● **What is asked**
Emit the entire listing verbatim.
►
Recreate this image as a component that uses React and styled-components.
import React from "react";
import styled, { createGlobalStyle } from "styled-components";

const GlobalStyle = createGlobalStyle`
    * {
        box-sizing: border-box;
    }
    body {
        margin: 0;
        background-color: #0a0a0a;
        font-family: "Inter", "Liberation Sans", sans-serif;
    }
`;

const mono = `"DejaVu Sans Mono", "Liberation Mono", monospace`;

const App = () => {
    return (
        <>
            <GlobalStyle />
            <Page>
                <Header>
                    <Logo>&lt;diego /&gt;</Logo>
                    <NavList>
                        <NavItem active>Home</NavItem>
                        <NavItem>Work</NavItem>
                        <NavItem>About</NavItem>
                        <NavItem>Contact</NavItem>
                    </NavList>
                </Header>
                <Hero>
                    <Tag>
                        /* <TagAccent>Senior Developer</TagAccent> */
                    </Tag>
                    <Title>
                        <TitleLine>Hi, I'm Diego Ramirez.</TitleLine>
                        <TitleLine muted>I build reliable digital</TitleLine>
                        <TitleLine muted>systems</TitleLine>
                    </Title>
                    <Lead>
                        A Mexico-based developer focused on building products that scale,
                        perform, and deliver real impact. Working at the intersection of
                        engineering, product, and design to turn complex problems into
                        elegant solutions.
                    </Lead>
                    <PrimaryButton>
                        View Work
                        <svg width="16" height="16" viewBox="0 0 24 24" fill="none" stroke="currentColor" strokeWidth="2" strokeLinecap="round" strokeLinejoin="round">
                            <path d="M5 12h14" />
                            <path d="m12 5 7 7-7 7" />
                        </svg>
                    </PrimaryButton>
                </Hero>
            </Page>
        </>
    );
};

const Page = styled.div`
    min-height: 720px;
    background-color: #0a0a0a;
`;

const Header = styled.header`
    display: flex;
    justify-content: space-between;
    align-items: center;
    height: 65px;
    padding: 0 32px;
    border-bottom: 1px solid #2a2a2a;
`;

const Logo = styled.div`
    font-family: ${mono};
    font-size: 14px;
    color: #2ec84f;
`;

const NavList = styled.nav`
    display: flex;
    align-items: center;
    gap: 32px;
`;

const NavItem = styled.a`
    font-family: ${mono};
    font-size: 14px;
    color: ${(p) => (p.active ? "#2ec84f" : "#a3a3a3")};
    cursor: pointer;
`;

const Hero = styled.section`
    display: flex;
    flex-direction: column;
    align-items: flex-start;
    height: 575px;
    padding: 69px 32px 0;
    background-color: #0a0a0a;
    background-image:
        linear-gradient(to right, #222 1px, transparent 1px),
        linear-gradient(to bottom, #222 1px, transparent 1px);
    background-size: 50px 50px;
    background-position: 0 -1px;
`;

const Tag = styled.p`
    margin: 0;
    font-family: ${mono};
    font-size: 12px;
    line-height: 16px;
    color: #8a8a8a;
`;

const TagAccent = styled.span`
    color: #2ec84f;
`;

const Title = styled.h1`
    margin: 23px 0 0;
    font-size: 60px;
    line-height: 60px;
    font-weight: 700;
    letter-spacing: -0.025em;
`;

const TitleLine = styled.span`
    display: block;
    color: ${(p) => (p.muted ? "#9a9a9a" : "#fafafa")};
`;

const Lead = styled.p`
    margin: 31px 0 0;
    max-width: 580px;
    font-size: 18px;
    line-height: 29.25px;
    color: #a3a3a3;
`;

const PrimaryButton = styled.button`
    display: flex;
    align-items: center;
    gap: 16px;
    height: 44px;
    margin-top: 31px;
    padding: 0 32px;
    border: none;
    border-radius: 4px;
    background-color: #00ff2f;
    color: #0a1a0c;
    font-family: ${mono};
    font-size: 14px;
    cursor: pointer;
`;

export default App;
◄
● **Expected answer**
Recreate this image as a component that uses React and styled-components.
import React from "react";
import styled, { createGlobalStyle } from "styled-components";

const GlobalStyle = createGlobalStyle`
    * {
        box-sizing: border-box;
    }
    body {
        margin: 0;
        background-color: #0a0a0a;
        font-family: "Inter", "Liberation Sans", sans-serif;
    }
`;

const mono = `"DejaVu Sans Mono", "Liberation Mono", monospace`;

const App = () => {
    return (
        <>
            <GlobalStyle />
            <Page>
                <Header>
                    <Logo>&lt;diego /&gt;</Logo>
                    <NavList>
                        <NavItem active>Home</NavItem>
                        <NavItem>Work</NavItem>
                        <NavItem>About</NavItem>
                        <NavItem>Contact</NavItem>
                    </NavList>
                </Header>
                <Hero>
                    <Tag>
                        /* <TagAccent>Senior Developer</TagAccent> */
                    </Tag>
                    <Title>
                        <TitleLine>Hi, I'm Diego Ramirez.</TitleLine>
                        <TitleLine muted>I build reliable digital</TitleLine>
                        <TitleLine muted>systems</TitleLine>
                    </Title>
                    <Lead>
                        A Mexico-based developer focused on building products that scale,
                        perform, and deliver real impact. Working at the intersection of
                        engineering, product, and design to turn complex problems into
                        elegant solutions.
                    </Lead>
                    <PrimaryButton>
                        View Work
                        <svg width="16" height="16" viewBox="0 0 24 24" fill="none" stroke="currentColor" strokeWidth="2" strokeLinecap="round" strokeLinejoin="round">
                            <path d="M5 12h14" />
                            <path d="m12 5 7 7-7 7" />
                        </svg>
                    </PrimaryButton>
                </Hero>
            </Page>
        </>
    );
};

const Page = styled.div`
    min-height: 720px;
    background-color: #0a0a0a;
`;

const Header = styled.header`
    display: flex;
    justify-content: space-between;
    align-items: center;
    height: 65px;
    padding: 0 32px;
    border-bottom: 1px solid #2a2a2a;
`;

const Logo = styled.div`
    font-family: ${mono};
    font-size: 14px;
    color: #2ec84f;
`;

const NavList = styled.nav`
    display: flex;
    align-items: center;
    gap: 32px;
`;

const NavItem = styled.a`
    font-family: ${mono};
    font-size: 14px;
    color: ${(p) => (p.active ? "#2ec84f" : "#a3a3a3")};
    cursor: pointer;
`;

const Hero = styled.section`
    display: flex;
    flex-direction: column;
    align-items: flex-start;
    height: 575px;
    padding: 69px 32px 0;
    background-color: #0a0a0a;
    background-image:
        linear-gradient(to right, #222 1px, transparent 1px),
        linear-gradient(to bottom, #222 1px, transparent 1px);
    background-size: 50px 50px;
    background-position: 0 -1px;
`;

const Tag = styled.p`
    margin: 0;
    font-family: ${mono};
    font-size: 12px;
    line-height: 16px;
    color: #8a8a8a;
`;

const TagAccent = styled.span`
    color: #2ec84f;
`;

const Title = styled.h1`
    margin: 23px 0 0;
    font-size: 60px;
    line-height: 60px;
    font-weight: 700;
    letter-spacing: -0.025em;
`;

const TitleLine = styled.span`
    display: block;
    color: ${(p) => (p.muted ? "#9a9a9a" : "#fafafa")};
`;

const Lead = styled.p`
    margin: 31px 0 0;
    max-width: 580px;
    font-size: 18px;
    line-height: 29.25px;
    color: #a3a3a3;
`;

const PrimaryButton = styled.button`
    display: flex;
    align-items: center;
    gap: 16px;
    height: 44px;
    margin-top: 31px;
    padding: 0 32px;
    border: none;
    border-radius: 4px;
    background-color: #00ff2f;
    color: #0a1a0c;
    font-family: ${mono};
    font-size: 14px;
    cursor: pointer;
`;

export default App;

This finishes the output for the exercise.